Question

Hi! Let $\gamma_1$ denote the twisted line bundle over $S^1$ and add a trivial $(2k-1)$-bundle $\mathbb{R}^{2k-1}$. Consider the projective bundle $P(\gamma_1 \oplus \mathbb{R}^{2k-1})$ over $S^1$. Is it true that the first Stiefel-Whitney class of this bundle is $q^*(w_1)$ and all other vanish? Here $q$ denotes the projection from the total space of the projective bundle to $S^1$ and $w_1$ is the first Stiefel-Whitney class of $\gamma_1$.

EDIT: The question is about the tangential Stiefel-Whitney classes of the total space of $P(\gamma_1 \oplus \mathbb{R}^{2k-1})$.

best regards

Answer 1

The situation seems more complicated.

In fact, let $V$ be the vector bundle $\gamma_1 \oplus \mathbb{R}^{2k-1}$ over $S^1$.

Then $TP(V)$ is isomorphic (via the choice of a connection) to $q^*TS^1 \oplus q^*V / L$, where $L\subset q^*V$ is the tautological bundle.

Hence the total Stiefel-Whitney class of $TP(V)$ is $q^* w(V)\cup w(L)^{-1}$ in the algebra $H^*(TP(V),\mathbb{F}_2)$.

This algebra is isomorphic to $\mathbb{F}_2[x,y]/(x^2,y^{2k})$, [EDIT: as a module over $H^*(S^1)$] since the $\mathbb{F}_2$-cohomology spectral sequence of $P(V)\to S^1$ necessarily has zero differentials on the $E_2$ page. Here $x=q^*(w_1(\gamma_1))$. Note that $\pi_1(S^1)$ acts trivially on $H^*(P^{2k-1},\mathbb{F}_2) \simeq \mathbb{F}_2[y]/(y^{2k})$. [EDIT : $y\in H^1(P(V ))$ is a class that restricts to the generator of $H^1$ of any fiber. But this doesn't characterize it : one may add $x$ to it. Hence the algebra structure must be determined by other means. See the comments].

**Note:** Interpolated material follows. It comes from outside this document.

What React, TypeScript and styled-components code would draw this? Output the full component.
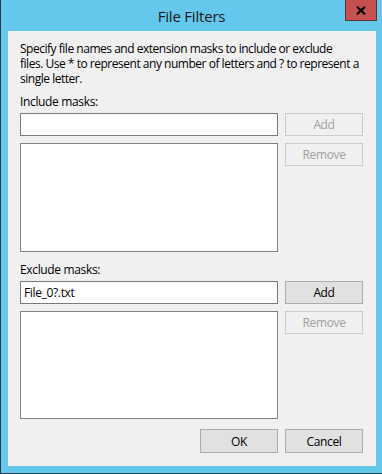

But $w_1(L)\in H^1(P(V),\mathbb{F}_2)\simeq Hom(\pi_1(P(V)),\mathbb{F}_2)$ is easily checked to be $x+y$ : first note that $\pi_1(V)\simeq \mathbb{Z}\times \mathbb{Z}/2$, then that $L$ is non trivial along the section of $q$ given by $P(\gamma_1)$. Hence the $x$ summand. The $y$ summand comes from restriction to a fibre. [EDIT : here I may precise a choice of $y$. It is Poincaré dual to the "hyperplane section" $S^1\times P(\mathbb{R}^{2k-1})$ in $P(V)$. But this doesn't determine the multiplicative structure.]

[EDIT : The following calculation was wrong, due to a wrong algebra structure. See the comments for calculations with the correct one, given by $x^2=0$ and $(x+y)y^{2k-1}=0$.]

Answer 2

You are asking whether a loop in the $2k-1$ manifold $P_k=P(\gamma_1\oplus R^{2k-1})$ is orientation reversing if and only if its projection to the base $S^1$ has odd degree.

$q:P_k\to S^1$ is a fiber bundle with fiber $F_k=RP^{2k-1}$. Since $RP^{2k-1}$ is orientable, a loop in $P_k$ which projects to a nullhomotopic loop in $S^1$ is homotopic into the fiber, hence orientation preserving. Thus $w_1(P_k)$ is either $q^*(w_1)$ or $0$.

But it isn't zero, since it isn't for $k=1$ (the Klein bottle is not orientable), and the normal bundle of $P_1\subset P_k$ is trivial.

EDIT: for the higher SW classes, The inclusion $F_k\subset P_k$ takes the SW classes to those of $F_k$ since the normal bundle of $F_k$ is trivial. If I recall correctly, the total SW class of $RP^{2k-1}$ equals $(1+t)^{2k}$, where $t\in H^1(RP^{2k-1};Z/2)$ denotes the generator. So, for example $(1+t)^6=1+t^2 + t^4$ and so for $k=3$, $w_2(P_k)$ and $w_4(P_k)$ are non-trivial.